>> start SOURCE MATERIAL

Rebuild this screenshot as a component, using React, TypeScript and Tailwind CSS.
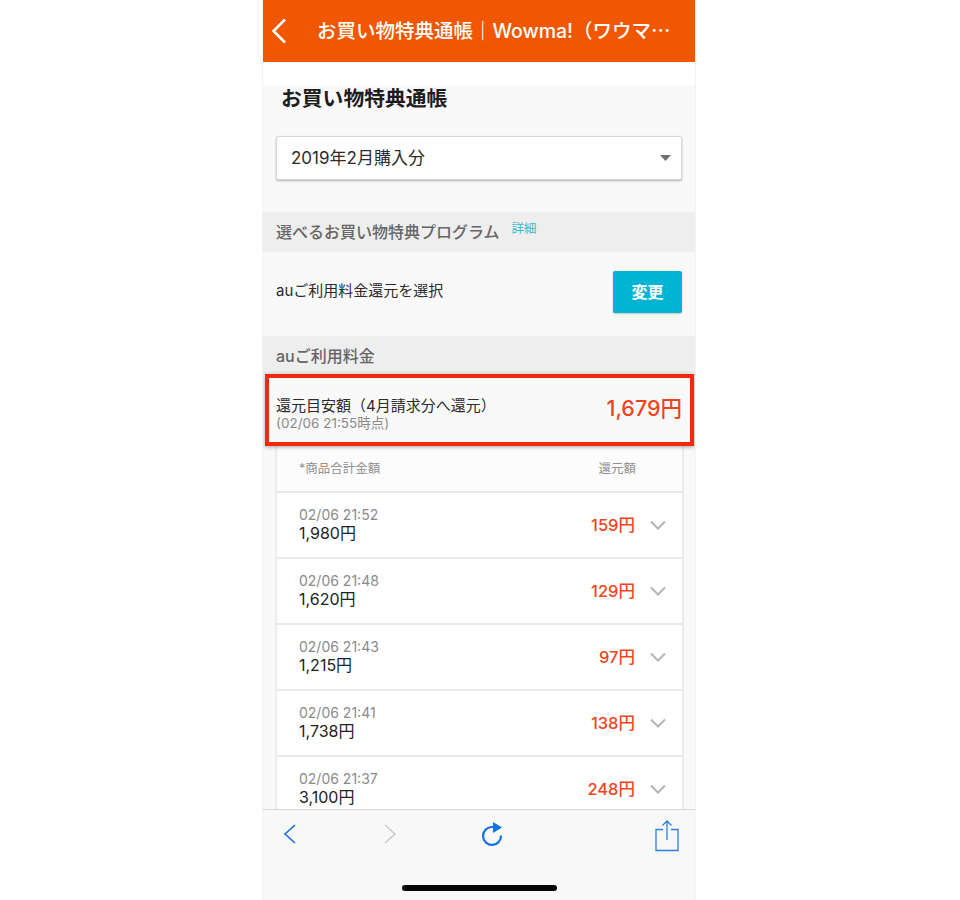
import React from "react";

const rows = [
  ["02/06 21:52", "1,980円", "159円"],
  ["02/06 21:48", "1,620円", "129円"],
  ["02/06 21:43", "1,215円", "97円"],
  ["02/06 21:41", "1,738円", "138円"],
  ["02/06 21:37", "3,100円", "248円"],
];

function Row({ date, total, back }: { date: string; total: string; back: string }) {
  return (
    <div className="flex h-[66px] shrink-0 items-center border-b-2 border-[#e9e9e9] bg-white pl-[22px] pr-[16px]">
      <div className="mb-[2px] flex-1">
        <div className="text-[14px] leading-[18px] text-[#8a8a8a]">{date}</div>
        <div className="text-[16px] leading-[19px] text-[#222]">{total}</div>
      </div>
      <div className="mr-[15px] text-[16.500px] font-medium text-[#f0451c]">{back}</div>
      <svg width="16" height="10" viewBox="0 0 16 10" fill="none" stroke="#b4b4b4" strokeWidth="2">
        <path d="M1 1.5 8 8.5 15 1.5" />
      </svg>
    </div>
  );
}

function Toolbar() {
  return (
    <div className="absolute bottom-0 left-[262px] flex h-[91px] w-[434px] flex-col border-x border-t border-x-[#f3f3f3] border-t-[#d9d9d9] bg-[#f8f8f8]">
      <div className="flex h-[52px] items-center pl-[20px] pr-[16px]">
        <svg className="mb-[4px]" width="14" height="20" viewBox="0 0 14 20" fill="none" stroke="#1670e0" strokeWidth="1.6"><path d="M12 1 2 10l10 9" /></svg>
        <svg className="mb-[4px] ml-[86px]" width="14" height="20" viewBox="0 0 14 20" fill="none" stroke="#c9c9c9" strokeWidth="1.6"><path d="M2 1l10 9-10 9" /></svg>
        <svg className="ml-[84px]" width="24" height="28" viewBox="0 0 24 28" fill="none">
          <path d="M20 13.5a9 9 0 1 1-9.500-8.500H13" stroke="#1670e0" strokeWidth="2.2" />
          <path d="M12 0l9 5.500-9 5.500z" fill="#1670e0" />
        </svg>
        <svg className="ml-auto" width="24" height="32" viewBox="0 0 24 32" fill="none" stroke="#2c7fdc" strokeWidth="1.3">
          <path d="M8 9.500H1v21h22v-21h-7" />
          <path d="M12 20V1M7.500 5.500 12 1l4.500 4.500" />
        </svg>
      </div>
      <div className="mt-[23px] h-[6px] w-[155px] self-center rounded-full bg-[#050505]" />
    </div>
  );
}

export default function App() {
  return (
    <div className="flex h-[900px] overflow-hidden bg-white pl-[262px] font-['Inter','Noto_Sans_CJK_JP',sans-serif]">
      <div className="flex w-[434px] flex-col overflow-hidden border-x border-[#f3f3f3] bg-[#f9f9f9]">
        <header className="flex h-[62px] shrink-0 items-center bg-[#f15700] pl-[8px] pr-[10px] text-white">
          <svg width="16" height="26" viewBox="0 0 16 26" fill="none" stroke="#fff" strokeWidth="2.6">
            <path d="M14 1.500 2.500 13 14 24.500" />
          </svg>
          <div className="ml-[30px] flex-1 whitespace-nowrap text-[19.5px] font-medium leading-[26px]">
            お買い物特典通帳｜Wowma!（ワウマ⋯
          </div>
        </header>
        <div className="h-[23px] shrink-0 bg-white" />
        <div className="flex h-[51px] shrink-0 items-start pl-[18px] pt-[1px]">
          <h1 className="text-[20.8px] font-bold leading-[26px] text-[#1d1d1d]">お買い物特典通帳</h1>
        </div>
        <div className="mx-[13px] flex h-[44px] shrink-0 items-center rounded-[2px] border border-[#d8d8d8] bg-white pl-[14px] pr-[10px] shadow-[0_1px_2px_rgba(0,0,0,0.3)]">
          <span className="flex-1 pt-[1px] text-[17px] text-[#2b2b2b]">2019年2月購入分</span>
          <svg width="11" height="6" viewBox="0 0 11 6" fill="#707070"><path d="M0 0h11L5.500 6z" /></svg>
        </div>
        <div className="h-[32px] shrink-0" />
        <div className="flex h-[40px] shrink-0 items-center bg-[#eeeeee] pl-[13px]">
          <span className="text-[16px] font-medium text-[#666]">選べるお買い物特典プログラム</span>
          <span className="mb-[5px] ml-[12px] text-[12.500px] text-[#3cb8cf]">詳細</span>
        </div>
        <div className="flex h-[84px] shrink-0 items-center justify-between pl-[13px] pr-[13px]">
          <span className="mb-[5px] text-[15px] text-[#2b2b2b]">auご利用料金還元を選択</span>
          <button className="mb-[4px] h-[42px] w-[69px] rounded-[2px] bg-[#00b4d2] text-[16px] font-bold text-white shadow-[0_1px_2px_rgba(0,0,0,0.2)]">
            変更
          </button>
        </div>
        <div className="flex h-[40px] shrink-0 items-center bg-[#eeeeee] pl-[13px]">
          <span className="text-[16px] font-medium text-[#666]">auご利用料金</span>
        </div>
        <div className="relative flex h-[70px] shrink-0 items-center justify-between pl-[13px] pr-[13px]">
          <div className="mt-[5px]">
            <div className="text-[15px] leading-[20px] text-[#2b2b2b]">還元目安額（4月請求分へ還元）</div>
            <div className="text-[13.500px] leading-[15px] text-[#8a8a8a]">(02/06 21:55時点)</div>
          </div>
          <div className="mb-[6px] text-[21.500px] font-medium text-[#f0451c]">1,679円</div>
          <div className="absolute left-[2px] right-[1px] top-[-2px] bottom-0 border-[4px] border-[#f02a0c] shadow-[0_1px_4px_rgba(0,0,0,0.35)]" />
        </div>
        <div className="ml-[12px] mr-[11px] flex flex-col border-x-2 border-[#ececec]">
          <div className="flex h-[47px] shrink-0 items-center justify-between border-b-2 border-[#e9e9e9] bg-[#fcfcfc] pl-[22px] pr-[46px] pt-[1px] text-[12.500px] text-[#8f8f8f]">
            <span>*商品合計金額</span>
            <span>還元額</span>
          </div>
          {rows.map((r) => (
            <Row key={r[0]} date={r[0]} total={r[1]} back={r[2]} />
          ))}
        </div>
      </div>
      <Toolbar />
    </div>
  );
}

>> end SOURCE MATERIAL

### WHAT IS REQUIRED
Retype each line of the listing above word for word. Exclude the pictures.

### WRITTEN RESPONSE
Rebuild this screenshot as a component, using React, TypeScript and Tailwind CSS.
import React from "react";

const rows = [
  ["02/06 21:52", "1,980円", "159円"],
  ["02/06 21:48", "1,620円", "129円"],
  ["02/06 21:43", "1,215円", "97円"],
  ["02/06 21:41", "1,738円", "138円"],
  ["02/06 21:37", "3,100円", "248円"],
];

function Row({ date, total, back }: { date: string; total: string; back: string }) {
  return (
    <div className="flex h-[66px] shrink-0 items-center border-b-2 border-[#e9e9e9] bg-white pl-[22px] pr-[16px]">
      <div className="mb-[2px] flex-1">
        <div className="text-[14px] leading-[18px] text-[#8a8a8a]">{date}</div>
        <div className="text-[16px] leading-[19px] text-[#222]">{total}</div>
      </div>
      <div className="mr-[15px] text-[16.500px] font-medium text-[#f0451c]">{back}</div>
      <svg width="16" height="10" viewBox="0 0 16 10" fill="none" stroke="#b4b4b4" strokeWidth="2">
        <path d="M1 1.5 8 8.5 15 1.5" />
      </svg>
    </div>
  );
}

function Toolbar() {
  return (
    <div className="absolute bottom-0 left-[262px] flex h-[91px] w-[434px] flex-col border-x border-t border-x-[#f3f3f3] border-t-[#d9d9d9] bg-[#f8f8f8]">
      <div className="flex h-[52px] items-center pl-[20px] pr-[16px]">
        <svg className="mb-[4px]" width="14" height="20" viewBox="0 0 14 20" fill="none" stroke="#1670e0" strokeWidth="1.6"><path d="M12 1 2 10l10 9" /></svg>
        <svg className="mb-[4px] ml-[86px]" width="14" height="20" viewBox="0 0 14 20" fill="none" stroke="#c9c9c9" strokeWidth="1.6"><path d="M2 1l10 9-10 9" /></svg>
        <svg className="ml-[84px]" width="24" height="28" viewBox="0 0 24 28" fill="none">
          <path d="M20 13.5a9 9 0 1 1-9.500-8.500H13" stroke="#1670e0" strokeWidth="2.2" />
          <path d="M12 0l9 5.500-9 5.500z" fill="#1670e0" />
        </svg>
        <svg className="ml-auto" width="24" height="32" viewBox="0 0 24 32" fill="none" stroke="#2c7fdc" strokeWidth="1.3">
          <path d="M8 9.500H1v21h22v-21h-7" />
          <path d="M12 20V1M7.500 5.500 12 1l4.500 4.500" />
        </svg>
      </div>
      <div className="mt-[23px] h-[6px] w-[155px] self-center rounded-full bg-[#050505]" />
    </div>
  );
}

export default function App() {
  return (
    <div className="flex h-[900px] overflow-hidden bg-white pl-[262px] font-['Inter','Noto_Sans_CJK_JP',sans-serif]">
      <div className="flex w-[434px] flex-col overflow-hidden border-x border-[#f3f3f3] bg-[#f9f9f9]">
        <header className="flex h-[62px] shrink-0 items-center bg-[#f15700] pl-[8px] pr-[10px] text-white">
          <svg width="16" height="26" viewBox="0 0 16 26" fill="none" stroke="#fff" strokeWidth="2.6">
            <path d="M14 1.500 2.500 13 14 24.500" />
          </svg>
          <div className="ml-[30px] flex-1 whitespace-nowrap text-[19.5px] font-medium leading-[26px]">
            お買い物特典通帳｜Wowma!（ワウマ⋯
          </div>
        </header>
        <div className="h-[23px] shrink-0 bg-white" />
        <div className="flex h-[51px] shrink-0 items-start pl-[18px] pt-[1px]">
          <h1 className="text-[20.8px] font-bold leading-[26px] text-[#1d1d1d]">お買い物特典通帳</h1>
        </div>
        <div className="mx-[13px] flex h-[44px] shrink-0 items-center rounded-[2px] border border-[#d8d8d8] bg-white pl-[14px] pr-[10px] shadow-[0_1px_2px_rgba(0,0,0,0.3)]">
          <span className="flex-1 pt-[1px] text-[17px] text-[#2b2b2b]">2019年2月購入分</span>
          <svg width="11" height="6" viewBox="0 0 11 6" fill="#707070"><path d="M0 0h11L5.500 6z" /></svg>
        </div>
        <div className="h-[32px] shrink-0" />
        <div className="flex h-[40px] shrink-0 items-center bg-[#eeeeee] pl-[13px]">
          <span className="text-[16px] font-medium text-[#666]">選べるお買い物特典プログラム</span>
          <span className="mb-[5px] ml-[12px] text-[12.500px] text-[#3cb8cf]">詳細</span>
        </div>
        <div className="flex h-[84px] shrink-0 items-center justify-between pl-[13px] pr-[13px]">
          <span className="mb-[5px] text-[15px] text-[#2b2b2b]">auご利用料金還元を選択</span>
          <button className="mb-[4px] h-[42px] w-[69px] rounded-[2px] bg-[#00b4d2] text-[16px] font-bold text-white shadow-[0_1px_2px_rgba(0,0,0,0.2)]">
            変更
          </button>
        </div>
        <div className="flex h-[40px] shrink-0 items-center bg-[#eeeeee] pl-[13px]">
          <span className="text-[16px] font-medium text-[#666]">auご利用料金</span>
        </div>
        <div className="relative flex h-[70px] shrink-0 items-center justify-between pl-[13px] pr-[13px]">
          <div className="mt-[5px]">
            <div className="text-[15px] leading-[20px] text-[#2b2b2b]">還元目安額（4月請求分へ還元）</div>
            <div className="text-[13.500px] leading-[15px] text-[#8a8a8a]">(02/06 21:55時点)</div>
          </div>
          <div className="mb-[6px] text-[21.500px] font-medium text-[#f0451c]">1,679円</div>
          <div className="absolute left-[2px] right-[1px] top-[-2px] bottom-0 border-[4px] border-[#f02a0c] shadow-[0_1px_4px_rgba(0,0,0,0.35)]" />
        </div>
        <div className="ml-[12px] mr-[11px] flex flex-col border-x-2 border-[#ececec]">
          <div className="flex h-[47px] shrink-0 items-center justify-between border-b-2 border-[#e9e9e9] bg-[#fcfcfc] pl-[22px] pr-[46px] pt-[1px] text-[12.500px] text-[#8f8f8f]">
            <span>*商品合計金額</span>
            <span>還元額</span>
          </div>
          {rows.map((r) => (
            <Row key={r[0]} date={r[0]} total={r[1]} back={r[2]} />
          ))}
        </div>
      </div>
      <Toolbar />
    </div>
  );
}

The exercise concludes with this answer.